■ Provided data ■
━━━

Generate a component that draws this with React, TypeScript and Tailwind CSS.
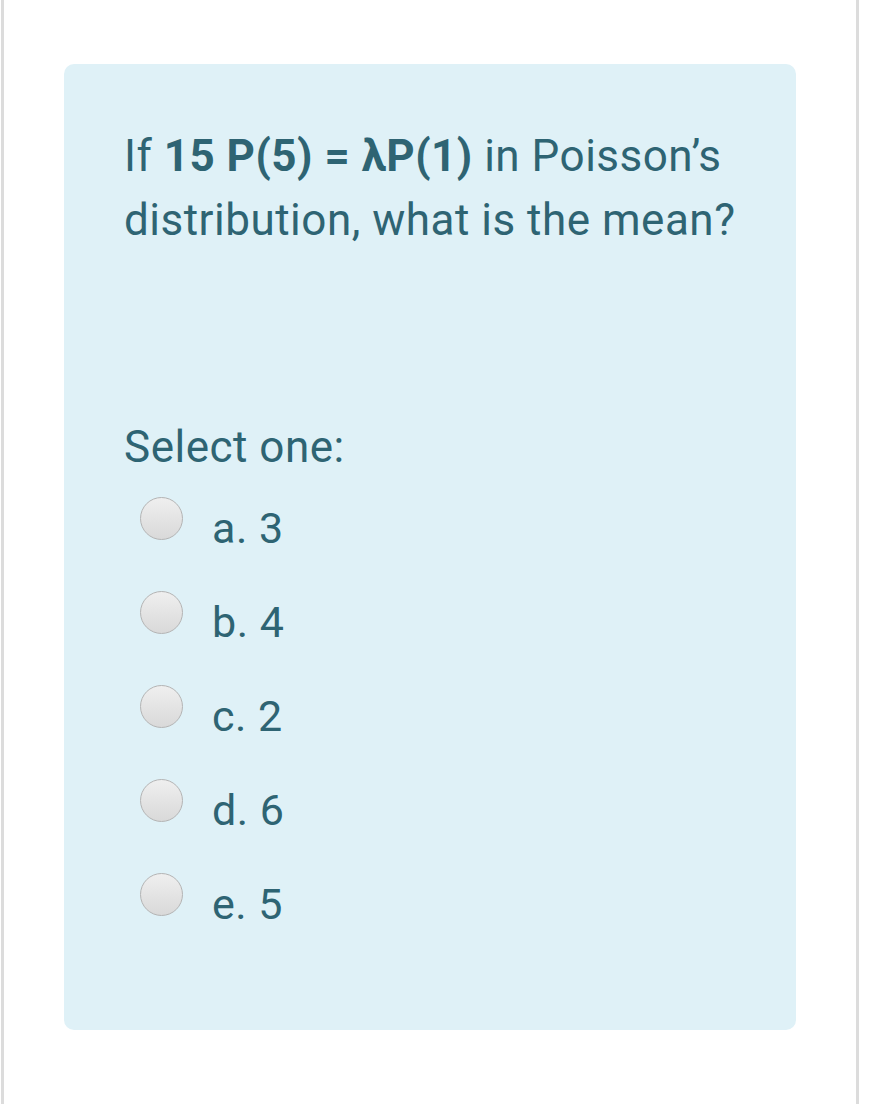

━━━

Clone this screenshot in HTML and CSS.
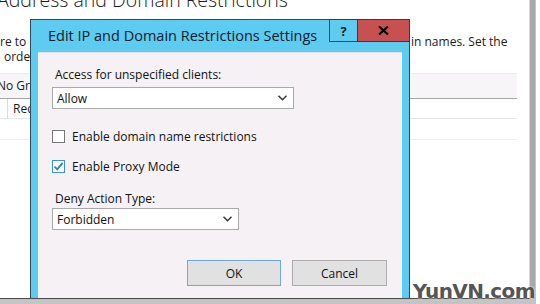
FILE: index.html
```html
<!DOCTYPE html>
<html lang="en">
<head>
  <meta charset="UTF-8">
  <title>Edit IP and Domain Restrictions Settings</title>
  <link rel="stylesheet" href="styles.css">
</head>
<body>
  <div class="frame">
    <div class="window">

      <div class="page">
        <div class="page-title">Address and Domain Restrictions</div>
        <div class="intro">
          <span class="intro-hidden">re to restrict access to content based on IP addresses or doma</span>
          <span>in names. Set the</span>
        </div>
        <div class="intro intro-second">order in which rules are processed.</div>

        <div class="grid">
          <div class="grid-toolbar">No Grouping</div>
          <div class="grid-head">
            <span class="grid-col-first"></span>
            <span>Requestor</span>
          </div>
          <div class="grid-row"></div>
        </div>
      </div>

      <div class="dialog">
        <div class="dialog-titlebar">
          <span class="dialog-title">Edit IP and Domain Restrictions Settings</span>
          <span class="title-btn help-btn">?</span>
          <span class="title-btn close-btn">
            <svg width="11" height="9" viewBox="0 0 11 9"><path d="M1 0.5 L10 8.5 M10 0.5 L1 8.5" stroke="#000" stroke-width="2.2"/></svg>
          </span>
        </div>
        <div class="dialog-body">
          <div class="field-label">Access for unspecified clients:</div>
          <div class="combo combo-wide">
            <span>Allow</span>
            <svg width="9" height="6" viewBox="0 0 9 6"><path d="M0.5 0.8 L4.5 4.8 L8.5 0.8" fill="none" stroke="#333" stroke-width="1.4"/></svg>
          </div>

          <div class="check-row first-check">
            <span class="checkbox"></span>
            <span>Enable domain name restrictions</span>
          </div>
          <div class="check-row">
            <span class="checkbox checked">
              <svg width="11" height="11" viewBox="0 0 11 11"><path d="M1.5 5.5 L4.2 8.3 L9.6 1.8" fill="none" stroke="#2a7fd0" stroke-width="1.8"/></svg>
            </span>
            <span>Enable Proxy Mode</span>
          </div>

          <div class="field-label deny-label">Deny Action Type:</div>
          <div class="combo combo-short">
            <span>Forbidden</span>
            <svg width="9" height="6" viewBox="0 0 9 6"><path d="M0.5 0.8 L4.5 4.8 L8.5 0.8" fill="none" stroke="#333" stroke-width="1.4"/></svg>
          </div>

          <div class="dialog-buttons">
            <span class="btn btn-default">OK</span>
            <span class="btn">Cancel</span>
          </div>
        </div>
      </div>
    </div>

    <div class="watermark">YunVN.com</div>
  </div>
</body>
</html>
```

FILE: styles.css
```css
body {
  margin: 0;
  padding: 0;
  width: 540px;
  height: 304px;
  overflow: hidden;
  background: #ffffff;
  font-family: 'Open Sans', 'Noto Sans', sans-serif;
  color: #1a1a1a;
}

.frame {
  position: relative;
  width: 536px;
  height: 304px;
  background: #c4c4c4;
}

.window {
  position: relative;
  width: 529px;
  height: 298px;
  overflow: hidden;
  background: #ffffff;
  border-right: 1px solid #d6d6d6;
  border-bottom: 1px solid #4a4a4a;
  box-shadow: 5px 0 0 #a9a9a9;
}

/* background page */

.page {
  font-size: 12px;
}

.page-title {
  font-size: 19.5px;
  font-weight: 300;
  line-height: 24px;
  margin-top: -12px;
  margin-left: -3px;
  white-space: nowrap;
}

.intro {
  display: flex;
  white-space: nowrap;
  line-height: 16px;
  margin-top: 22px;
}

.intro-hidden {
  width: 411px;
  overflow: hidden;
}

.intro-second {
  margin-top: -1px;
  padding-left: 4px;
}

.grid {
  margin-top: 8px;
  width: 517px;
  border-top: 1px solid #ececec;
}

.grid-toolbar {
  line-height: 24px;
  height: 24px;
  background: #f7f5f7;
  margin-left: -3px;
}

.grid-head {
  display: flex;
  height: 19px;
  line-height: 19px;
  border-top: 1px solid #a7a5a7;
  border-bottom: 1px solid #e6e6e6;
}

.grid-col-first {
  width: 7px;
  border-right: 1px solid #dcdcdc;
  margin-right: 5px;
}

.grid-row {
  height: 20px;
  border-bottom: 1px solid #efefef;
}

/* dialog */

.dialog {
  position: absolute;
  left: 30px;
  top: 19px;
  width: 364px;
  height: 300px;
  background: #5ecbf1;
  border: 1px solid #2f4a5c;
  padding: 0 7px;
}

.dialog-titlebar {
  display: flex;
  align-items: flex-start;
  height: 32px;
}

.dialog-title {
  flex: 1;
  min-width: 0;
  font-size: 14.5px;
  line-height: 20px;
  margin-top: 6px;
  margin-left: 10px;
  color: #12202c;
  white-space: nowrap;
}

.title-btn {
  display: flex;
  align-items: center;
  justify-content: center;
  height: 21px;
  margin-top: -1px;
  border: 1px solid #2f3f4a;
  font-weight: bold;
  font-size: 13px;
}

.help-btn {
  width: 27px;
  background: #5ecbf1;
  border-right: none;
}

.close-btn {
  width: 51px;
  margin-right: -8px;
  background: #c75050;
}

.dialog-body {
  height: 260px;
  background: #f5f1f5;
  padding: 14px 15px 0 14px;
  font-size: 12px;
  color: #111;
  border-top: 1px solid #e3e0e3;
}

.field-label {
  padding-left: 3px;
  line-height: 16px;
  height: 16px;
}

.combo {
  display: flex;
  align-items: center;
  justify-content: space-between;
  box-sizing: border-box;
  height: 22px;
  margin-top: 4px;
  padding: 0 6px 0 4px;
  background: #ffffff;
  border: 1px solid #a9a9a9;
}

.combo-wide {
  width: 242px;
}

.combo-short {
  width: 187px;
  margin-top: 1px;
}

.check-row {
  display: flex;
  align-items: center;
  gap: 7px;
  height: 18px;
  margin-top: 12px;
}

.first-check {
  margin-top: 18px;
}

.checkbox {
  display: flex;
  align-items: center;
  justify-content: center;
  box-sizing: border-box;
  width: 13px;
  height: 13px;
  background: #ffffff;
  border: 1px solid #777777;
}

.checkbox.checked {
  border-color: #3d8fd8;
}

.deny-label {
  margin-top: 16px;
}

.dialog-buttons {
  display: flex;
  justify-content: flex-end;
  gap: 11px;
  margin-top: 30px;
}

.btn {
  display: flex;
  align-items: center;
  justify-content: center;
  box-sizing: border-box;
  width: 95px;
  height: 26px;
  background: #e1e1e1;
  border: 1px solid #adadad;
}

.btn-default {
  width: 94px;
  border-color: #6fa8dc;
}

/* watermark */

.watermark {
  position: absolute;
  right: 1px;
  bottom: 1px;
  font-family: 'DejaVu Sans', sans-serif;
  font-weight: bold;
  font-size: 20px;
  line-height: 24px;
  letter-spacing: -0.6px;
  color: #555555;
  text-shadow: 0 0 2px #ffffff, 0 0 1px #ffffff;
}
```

━━━

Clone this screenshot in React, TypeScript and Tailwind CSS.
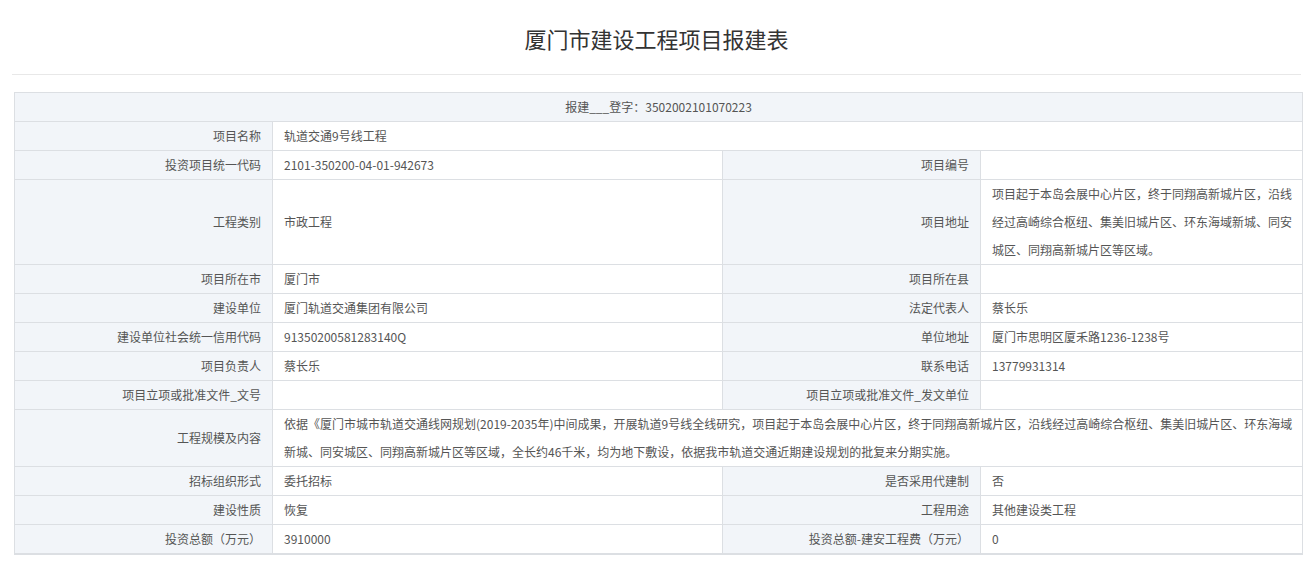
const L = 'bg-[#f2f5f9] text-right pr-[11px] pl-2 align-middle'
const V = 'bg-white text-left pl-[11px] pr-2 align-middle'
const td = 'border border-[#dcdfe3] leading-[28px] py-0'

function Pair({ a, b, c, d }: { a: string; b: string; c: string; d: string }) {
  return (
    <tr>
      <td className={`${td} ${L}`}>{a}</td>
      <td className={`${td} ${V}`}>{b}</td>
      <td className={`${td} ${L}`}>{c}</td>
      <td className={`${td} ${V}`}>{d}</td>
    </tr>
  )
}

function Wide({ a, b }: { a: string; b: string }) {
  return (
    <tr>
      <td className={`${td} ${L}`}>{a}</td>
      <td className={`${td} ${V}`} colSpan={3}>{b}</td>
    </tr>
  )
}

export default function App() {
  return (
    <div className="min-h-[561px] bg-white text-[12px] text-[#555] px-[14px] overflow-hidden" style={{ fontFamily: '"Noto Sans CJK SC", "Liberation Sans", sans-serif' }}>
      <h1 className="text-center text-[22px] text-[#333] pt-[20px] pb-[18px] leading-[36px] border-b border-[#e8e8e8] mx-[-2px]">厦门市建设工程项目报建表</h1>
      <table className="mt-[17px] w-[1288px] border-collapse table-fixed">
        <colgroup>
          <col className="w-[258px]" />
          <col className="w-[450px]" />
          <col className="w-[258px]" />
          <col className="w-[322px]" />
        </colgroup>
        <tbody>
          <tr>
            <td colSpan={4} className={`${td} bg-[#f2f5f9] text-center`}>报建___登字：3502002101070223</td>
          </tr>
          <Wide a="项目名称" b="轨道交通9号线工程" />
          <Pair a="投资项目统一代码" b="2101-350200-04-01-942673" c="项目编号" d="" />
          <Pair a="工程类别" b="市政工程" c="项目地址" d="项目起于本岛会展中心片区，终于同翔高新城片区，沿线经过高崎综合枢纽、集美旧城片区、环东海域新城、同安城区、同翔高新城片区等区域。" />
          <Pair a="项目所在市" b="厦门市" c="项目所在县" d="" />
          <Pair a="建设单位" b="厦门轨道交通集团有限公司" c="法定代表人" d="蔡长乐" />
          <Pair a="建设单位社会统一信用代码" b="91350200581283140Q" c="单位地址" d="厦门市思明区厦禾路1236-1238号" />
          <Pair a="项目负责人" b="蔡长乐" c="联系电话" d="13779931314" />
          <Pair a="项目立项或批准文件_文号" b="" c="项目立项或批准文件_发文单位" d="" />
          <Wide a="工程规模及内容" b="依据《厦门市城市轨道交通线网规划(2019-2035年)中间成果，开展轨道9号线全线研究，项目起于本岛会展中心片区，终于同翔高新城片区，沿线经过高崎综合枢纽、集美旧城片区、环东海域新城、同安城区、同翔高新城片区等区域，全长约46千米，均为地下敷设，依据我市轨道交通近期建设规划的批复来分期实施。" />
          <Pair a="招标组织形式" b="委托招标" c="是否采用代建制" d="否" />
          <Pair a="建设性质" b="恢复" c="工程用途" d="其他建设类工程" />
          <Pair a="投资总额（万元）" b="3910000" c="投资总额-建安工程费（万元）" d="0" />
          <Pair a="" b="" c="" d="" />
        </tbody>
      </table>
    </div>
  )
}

━━━

■ Requirements ■
Extract all lines containing the word "Tailwind".

■ Result ■
Generate a component that draws this with React, TypeScript and Tailwind CSS.
Clone this screenshot in React, TypeScript and Tailwind CSS.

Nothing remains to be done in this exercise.